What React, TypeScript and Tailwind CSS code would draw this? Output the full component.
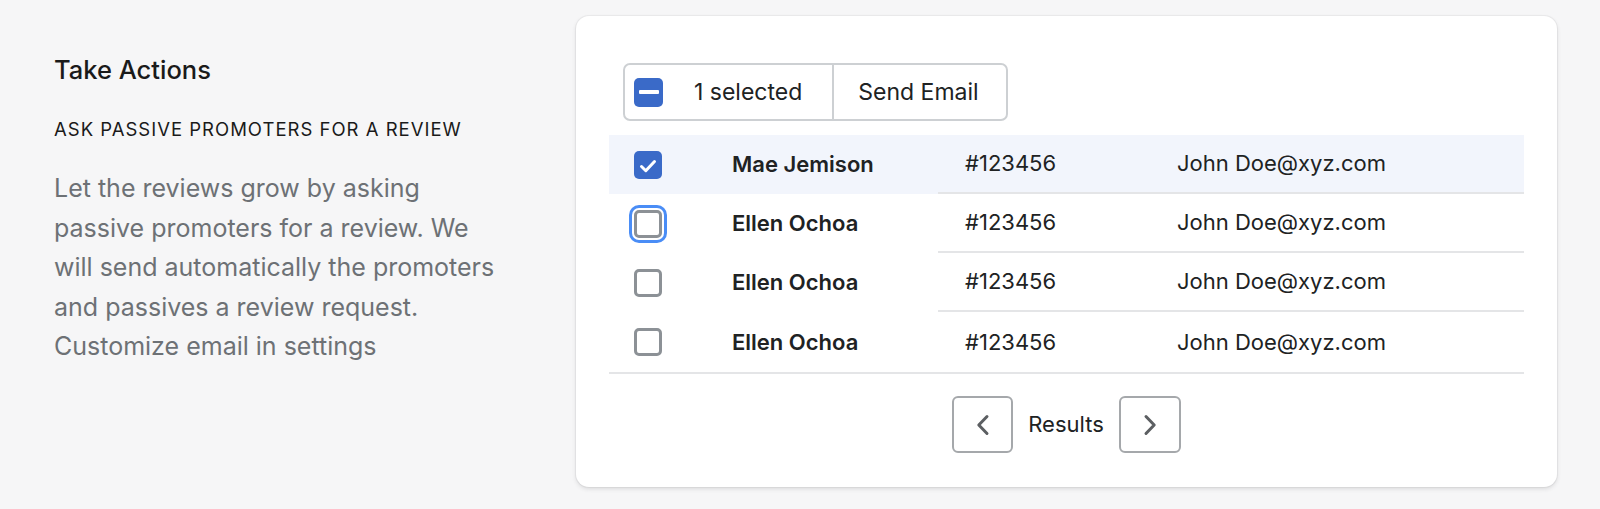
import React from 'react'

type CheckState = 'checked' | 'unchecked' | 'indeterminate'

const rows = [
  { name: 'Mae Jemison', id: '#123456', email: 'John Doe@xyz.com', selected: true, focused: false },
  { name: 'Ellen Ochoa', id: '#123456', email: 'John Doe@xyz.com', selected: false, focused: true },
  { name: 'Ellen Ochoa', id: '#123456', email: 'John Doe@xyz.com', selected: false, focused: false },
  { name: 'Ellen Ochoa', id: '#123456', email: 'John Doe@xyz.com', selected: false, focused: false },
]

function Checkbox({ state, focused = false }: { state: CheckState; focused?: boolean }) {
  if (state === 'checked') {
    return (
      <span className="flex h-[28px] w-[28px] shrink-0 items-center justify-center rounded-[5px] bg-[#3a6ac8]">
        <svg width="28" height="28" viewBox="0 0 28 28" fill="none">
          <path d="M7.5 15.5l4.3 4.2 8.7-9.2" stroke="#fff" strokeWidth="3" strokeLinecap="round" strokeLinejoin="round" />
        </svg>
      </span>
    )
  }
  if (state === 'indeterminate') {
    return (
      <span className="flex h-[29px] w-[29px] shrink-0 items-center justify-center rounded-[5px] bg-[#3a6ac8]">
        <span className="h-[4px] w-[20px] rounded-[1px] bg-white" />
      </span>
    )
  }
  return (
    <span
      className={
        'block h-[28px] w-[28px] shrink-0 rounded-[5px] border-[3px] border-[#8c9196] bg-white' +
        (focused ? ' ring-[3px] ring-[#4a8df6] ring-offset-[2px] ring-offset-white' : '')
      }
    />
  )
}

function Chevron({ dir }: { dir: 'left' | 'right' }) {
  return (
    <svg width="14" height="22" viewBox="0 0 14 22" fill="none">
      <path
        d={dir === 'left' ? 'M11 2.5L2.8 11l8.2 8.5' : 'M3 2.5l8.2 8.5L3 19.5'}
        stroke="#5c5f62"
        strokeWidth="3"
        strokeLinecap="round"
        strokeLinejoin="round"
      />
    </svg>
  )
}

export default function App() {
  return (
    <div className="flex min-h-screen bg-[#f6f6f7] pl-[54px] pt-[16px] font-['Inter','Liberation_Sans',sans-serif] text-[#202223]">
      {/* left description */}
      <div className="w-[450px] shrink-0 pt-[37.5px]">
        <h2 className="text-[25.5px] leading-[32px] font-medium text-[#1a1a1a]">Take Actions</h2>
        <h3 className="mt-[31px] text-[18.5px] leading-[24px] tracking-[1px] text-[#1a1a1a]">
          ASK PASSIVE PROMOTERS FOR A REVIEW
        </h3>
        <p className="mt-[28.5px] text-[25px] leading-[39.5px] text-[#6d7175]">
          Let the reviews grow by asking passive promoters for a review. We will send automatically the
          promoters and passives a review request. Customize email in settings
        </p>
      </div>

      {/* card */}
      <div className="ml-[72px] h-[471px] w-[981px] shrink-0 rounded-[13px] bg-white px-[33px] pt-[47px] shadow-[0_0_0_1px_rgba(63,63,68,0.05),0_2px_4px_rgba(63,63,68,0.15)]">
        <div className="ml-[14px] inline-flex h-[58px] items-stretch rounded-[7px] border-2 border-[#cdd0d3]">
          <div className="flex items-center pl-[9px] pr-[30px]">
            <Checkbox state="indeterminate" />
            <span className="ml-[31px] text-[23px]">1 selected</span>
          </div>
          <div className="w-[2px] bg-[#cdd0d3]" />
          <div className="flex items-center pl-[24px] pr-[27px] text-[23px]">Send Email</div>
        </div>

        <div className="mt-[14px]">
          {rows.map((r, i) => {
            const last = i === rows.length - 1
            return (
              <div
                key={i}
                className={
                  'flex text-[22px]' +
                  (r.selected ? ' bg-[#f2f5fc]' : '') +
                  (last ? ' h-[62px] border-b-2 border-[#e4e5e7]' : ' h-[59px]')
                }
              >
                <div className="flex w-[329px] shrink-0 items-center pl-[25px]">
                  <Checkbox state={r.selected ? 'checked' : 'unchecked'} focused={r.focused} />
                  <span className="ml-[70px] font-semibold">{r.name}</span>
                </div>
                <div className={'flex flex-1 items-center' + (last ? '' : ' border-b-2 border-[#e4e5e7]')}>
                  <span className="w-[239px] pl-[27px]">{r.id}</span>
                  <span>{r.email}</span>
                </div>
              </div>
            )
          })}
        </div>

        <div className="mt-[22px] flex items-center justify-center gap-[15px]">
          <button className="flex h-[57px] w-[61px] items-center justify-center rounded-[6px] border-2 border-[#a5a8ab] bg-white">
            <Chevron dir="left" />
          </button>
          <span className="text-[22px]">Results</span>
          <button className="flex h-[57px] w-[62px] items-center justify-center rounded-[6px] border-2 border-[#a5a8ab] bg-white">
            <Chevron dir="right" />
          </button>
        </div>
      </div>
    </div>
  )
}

# # # # # # #

> _Stated task_
Repeat the lines exactly as they stand, from the opening line of the data through the line with "type CheckState = 'checked'". Pictures stay out of the copy.

> _Solution_
What React, TypeScript and Tailwind CSS code would draw this? Output the full component.
import React from 'react'

type CheckState = 'checked' | 'unchecked' | 'indeterminate'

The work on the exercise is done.